Second, the authors argue that this optimization difficulty is especially acute for “high‑level abstractions” – concepts such as physical laws, mathematical theorems, or social norms that span an enormous variety of sensory instantiations. Because such abstractions cannot be captured by a single, shallow mapping, the learner must explore a much larger portion of the loss surface, increasing the probability of getting stuck in a local minimum.
Third, the paper posits that the brain solves this problem by employing a deep, hierarchical architecture. Empirical neuroscience evidence (cortical lamination, feed‑forward and feedback loops, progressive abstraction along the ventral stream) is presented as an analogue of modern deep networks where each layer extracts increasingly abstract features and passes them upward for composition. In this view, depth is not a luxury but a necessity for representing high‑level concepts efficiently.
Fourth, the authors claim that a solitary brain cannot reliably climb out of these minima; it needs external “hints” that act as indirect supervision. Language is identified as the most efficient carrier of such hints because it compresses complex, high‑dimensional ideas into low‑dimensional symbolic tokens (words, sentences) that can be shared across individuals. Developmental psychology studies are cited showing that children acquire abstract concepts far more quickly when they receive linguistic scaffolding, and that isolated learners exhibit dramatically slower progress.
Fifth, the paper extends the argument to the cultural level, proposing that language and the recombination of mental concepts function as an evolutionary recombination operator. Ideas generated within individual brains are exchanged, mutated, and recombined through social interaction, much like crossover and mutation in genetic algorithms. This cultural recombination dramatically accelerates the search through the space of communicable ideas, allowing humanity to overcome the optimization bottleneck that would otherwise limit the acquisition of high‑level knowledge.
To support these hypotheses, the authors draw on three strands of evidence. (1) Empirical results from deep learning experiments demonstrate that deeper networks are harder to train, that careful initialization, curriculum learning, or auxiliary supervision dramatically improve convergence, and that these techniques are analogous to the role of cultural scaffolding. (2) Cognitive and educational research shows that societies with rich linguistic exchange and formal instruction achieve faster cumulative knowledge growth than societies relying on oral transmission alone. (3) Comparative analyses of domains with high cultural transmission rates (e.g., modern science, mathematics) versus low‑transmission domains (e.g., certain folk traditions) reveal a clear correlation between transmission efficiency and the depth of abstract knowledge accumulated.

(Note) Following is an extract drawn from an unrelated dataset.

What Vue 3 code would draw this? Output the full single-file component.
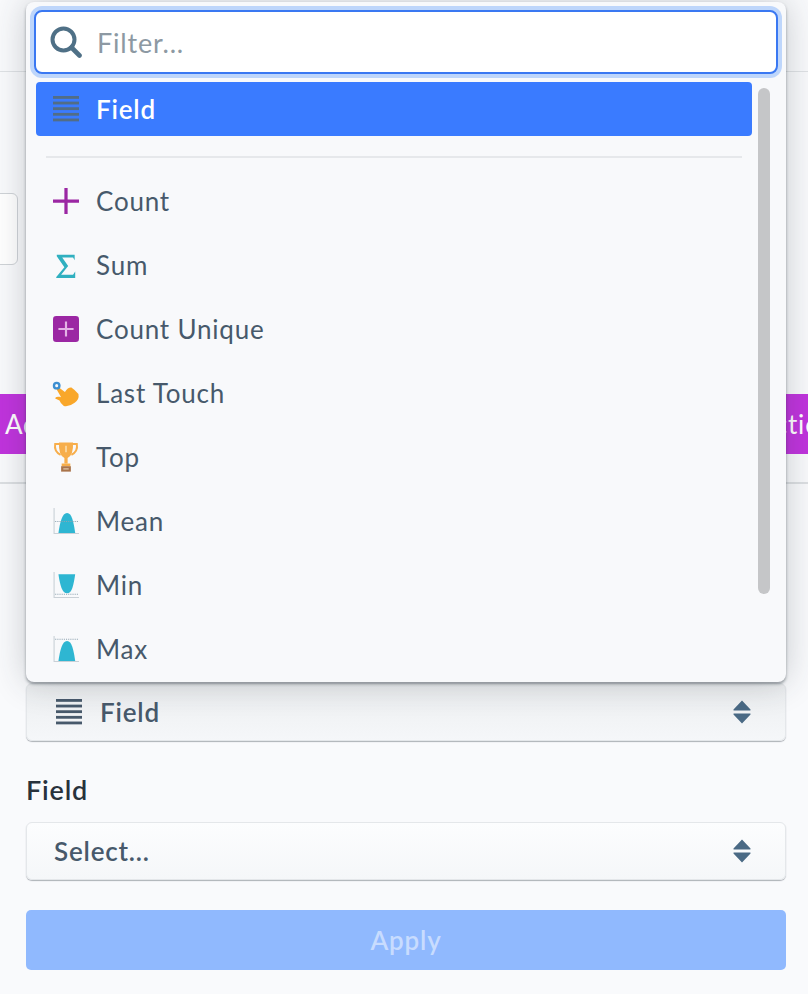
<template>
  <div class="page">
    <div class="top-bar"></div>
    <div class="name-box"></div>
    <div class="action-band">
      <span class="band-left">Add Function</span>
      <span class="band-right">Add Action</span>
    </div>
    <div class="band-line"></div>

    <div class="form">
      <button class="select select-type">
        <svg class="row-icon" viewBox="0 0 24 24">
          <rect v-for="y in barRows" :key="y" x="0" :y="y" width="24" height="2.6" fill="#47596b" />
        </svg>
        <span class="select-text">Field</span>
        <svg class="updown" viewBox="0 0 18 24">
          <path d="M9 0.5 17.5 9.5Q18 10.5 17 10.5H1Q0 10.5 .5 9.5ZM9 23.5 .5 14.5Q0 13.5 1 13.5H17Q18 13.5 17.5 14.5Z" fill="#4a6a85" />
        </svg>
      </button>

      <label class="field-label">Field</label>
      <button class="select select-field">
        <span class="select-text">Select...</span>
        <svg class="updown" viewBox="0 0 18 24">
          <path d="M9 0.5 17.5 9.5Q18 10.5 17 10.5H1Q0 10.5 .5 9.5ZM9 23.5 .5 14.5Q0 13.5 1 13.5H17Q18 13.5 17.5 14.5Z" fill="#4a6a85" />
        </svg>
      </button>

      <button class="apply">Apply</button>
    </div>

    <div class="menu">
      <div class="filter-box">
        <svg class="search-icon" viewBox="0 0 32 32">
          <circle cx="13.5" cy="13.5" r="11" fill="none" stroke="#4f7086" stroke-width="4" />
          <path d="M21.5 21.5 29.5 29.5" stroke="#4f7086" stroke-width="4.6" stroke-linecap="round" />
        </svg>
        <span class="filter-text">Filter...</span>
      </div>

      <div class="list">
        <div class="item item-active">
          <svg class="row-icon" viewBox="0 0 24 24">
            <rect v-for="y in barRows" :key="y" x="0" :y="y" width="24" height="2.6" fill="#526d86" />
          </svg>
          <span>Field</span>
        </div>
        <div class="divider"></div>

        <div v-for="item in items" :key="item.label" class="item">
          <svg class="row-icon" viewBox="0 0 24 24">
            <template v-if="item.icon === 'count'">
              <path d="M12 0V24M0 12H24" stroke="#9b27a3" stroke-width="3" fill="none" />
            </template>
            <template v-else-if="item.icon === 'sum'">
              <path d="M3.500 2.500H20V7.500L18.500 5H8.500L14 13 7.500 21H18.500L20.500 18V24H3V23L10.500 14 3.500 4Z" fill="#30b0c0" />
            </template>
            <template v-else-if="item.icon === 'unique'">
              <rect width="24" height="24" rx="3" fill="#9b27a3" />
              <path d="M12 5V19M5 12H19" stroke="#e3b3e6" stroke-width="2" fill="none" />
            </template>
            <template v-else-if="item.icon === 'touch'">
              <path d="M3 8 5.500 7 11 11Q14 6.500 17 7 20 9 23.500 13 24.500 18 20 21 15 25 10 24 7 22 6 19L2 17Q2 15 6 15.500L7.500 16Z" fill="#f9a72a" />
              <circle cx="3.400" cy="5.200" r="3.600" fill="#3d8fd1" />
              <circle cx="3.400" cy="5.200" r="1.400" fill="#f8f9fb" />
            </template>
            <template v-else-if="item.icon === 'top'">
              <path d="M6 0H2Q0.800 7 7 10M18 0H22Q23.200 7 17 10" fill="none" stroke="#f7ae4b" stroke-width="1.800" />
              <path d="M5.500 -1.500H18.500Q19 10 13.500 13V18H10.500V13Q5 10 5.500 -1.500Z" fill="#f7ae4b" />
              <path d="M8 18H16V20.500H8Z" fill="#f7ae4b" />
              <rect x="7.500" y="20.500" width="9" height="5" fill="#a9744a" />
              <rect x="9.500" y="22.500" width="5" height="1" fill="#e8d3b8" />
              <path d="M12 1.500V7.500" stroke="#fbdca9" stroke-width="1.500" />
            </template>
            <template v-else>
              <path d="M1 0V23.500H24" fill="none" stroke="#c9d0d6" stroke-width="1" />
              <path :d="curves[item.icon]" fill="#2eb6d2" />
              <path :d="dots[item.icon]" fill="none" stroke="#8fa3b0" stroke-width="1" stroke-dasharray="1 1" />
            </template>
          </svg>
          <span>{{ item.label }}</span>
        </div>
      </div>
      <div class="scroll-thumb"></div>
    </div>
  </div>
</template>

<script setup>
const barRows = [0, 5.2, 10.4, 15.6, 20.8]

const items = [
  { label: 'Count', icon: 'count' },
  { label: 'Sum', icon: 'sum' },
  { label: 'Count Unique', icon: 'unique' },
  { label: 'Last Touch', icon: 'touch' },
  { label: 'Top', icon: 'top' },
  { label: 'Mean', icon: 'mean' },
  { label: 'Min', icon: 'min' },
  { label: 'Max', icon: 'max' }
]

const curves = {
  mean: 'M5 23C6.500 13 8.500 4.500 13 4.500 17.500 4.500 19 13 20.500 23Z',
  min: 'M5 2C6.500 12 8.500 19.700 13 19.700 17.500 19.700 19 12 20.500 2Z',
  max: 'M5 23C6.500 13 8.500 4.500 13 4.500 17.500 4.500 19 13 20.500 23Z'
}

const dots = {
  mean: 'M2 12.500H23',
  min: 'M2 20.500H23',
  max: 'M2 3H23'
}
</script>

<style>
html,
body {
  margin: 0;
  background: #f9fafc;
}
</style>

<style scoped>
.page {
  position: relative;
  width: 808px;
  height: 994px;
  overflow: hidden;
  background: #f9fafc;
  font-family: "Lato", "Open Sans", sans-serif;
  letter-spacing: 0.8px;
  color: #47596b;
}

.top-bar {
  height: 71px;
  border-bottom: 1px solid #dfe2e5;
}

.name-box {
  width: 60px;
  height: 70px;
  margin: 121px 0 0 -44px;
  border: 1px solid #cfd3d7;
  border-radius: 6px;
  background: #fff;
}

.action-band {
  display: flex;
  justify-content: space-between;
  align-items: center;
  height: 60px;
  margin-top: 129px;
  background: #c034dd;
  color: #fff;
  font-size: 26px;
  white-space: nowrap;
}

.band-left {
  margin-left: 5px;
}

.band-right {
  margin-right: -28px;
}

.band-line {
  height: 2px;
  margin-top: 28px;
  background: #dcdfe2;
}

.form {
  display: flex;
  flex-direction: column;
  padding: 199px 22px 0 26px;
}

.select {
  display: flex;
  align-items: center;
  width: 760px;
  height: 58px;
  padding: 0 34px 0 27px;
  box-sizing: border-box;
  border: 1px solid #e4e7ea;
  border-radius: 6px;
  box-shadow: 0 1px 1px rgba(60, 70, 80, 0.4);
  background: linear-gradient(#fcfdfe, #f5f7f9);
  color: #47596b;
  font-family: inherit;
  font-size: 26px;
  font-weight: 600;
  letter-spacing: 0.8px;
}

.select-type {
  background: linear-gradient(#eceef0, #f5f7f9);
  padding-left: 29px;
}

.select-type .row-icon {
  margin-right: 18px;
}

.select-text {
  flex: 1;
  text-align: left;
}

.updown {
  width: 18px;
  height: 24px;
}

.field-label {
  margin: 33px 0 16px;
  color: #28323c;
  font-size: 27px;
  font-weight: 600;
  line-height: 32px;
}

.apply {
  height: 60px;
  margin-top: 30px;
  width: 760px;
  border: 0;
  border-radius: 5px;
  background: #90b9fe;
  color: #c8dcfe;
  font-family: inherit;
  font-size: 26px;
  font-weight: 600;
  letter-spacing: 0.8px;
}

.menu {
  position: absolute;
  top: 2px;
  left: 26px;
  width: 760px;
  height: 680px;
  border-radius: 8px;
  background: #f8f9fb;
  box-shadow: 0 2px 3px rgba(40, 50, 60, 0.45), 0 0 34px rgba(40, 50, 60, 0.24);
  overflow: hidden;
}

.filter-box {
  display: flex;
  align-items: center;
  height: 60px;
  margin: 8px 8px 0;
  padding-left: 14px;
  border: 2px solid #3a78f2;
  border-radius: 8px;
  background: #fff;
  box-shadow: 0 0 0 4px #bed6fb;
}

.search-icon {
  width: 32px;
  height: 32px;
  margin-right: 15px;
}

.filter-text {
  color: #8d99a3;
  font-size: 27px;
}

.list {
  display: flex;
  flex-direction: column;
  margin: 8px 34px 0 10px;
}

.item {
  display: flex;
  align-items: center;
  flex: none;
  height: 64px;
  padding-left: 17px;
  font-size: 26px;
}

.item-active {
  height: 54px;
  border-radius: 4px;
  background: #3a7bff;
  color: #fff;
  font-weight: 600;
}

.row-icon {
  flex: none;
  width: 26px;
  height: 26px;
  margin-right: 17px;
  overflow: visible;
}

.divider {
  height: 2px;
  margin: 20px 10px 11px;
  background: #e6e8eb;
}

.scroll-thumb {
  position: absolute;
  top: 86px;
  right: 16px;
  width: 12px;
  height: 506px;
  border-radius: 6px;
  background: #c5c6c8;
}
</style>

The paper concludes with several implications. For education, it suggests designing curricula that explicitly provide high‑level hints and encourage collaborative recombination of ideas, thereby mimicking the cultural recombination operator that the theory identifies as essential. For AI research, it recommends incorporating multi‑agent communication and meta‑learning frameworks inspired by human cultural processes to alleviate the local‑minimum problem in deep networks. In sum, the authors present a cross‑disciplinary framework that positions culture and language as evolutionary tools that enable human brains to surmount intrinsic optimization difficulties, thereby facilitating the rapid accumulation of high‑level abstractions that define modern civilization.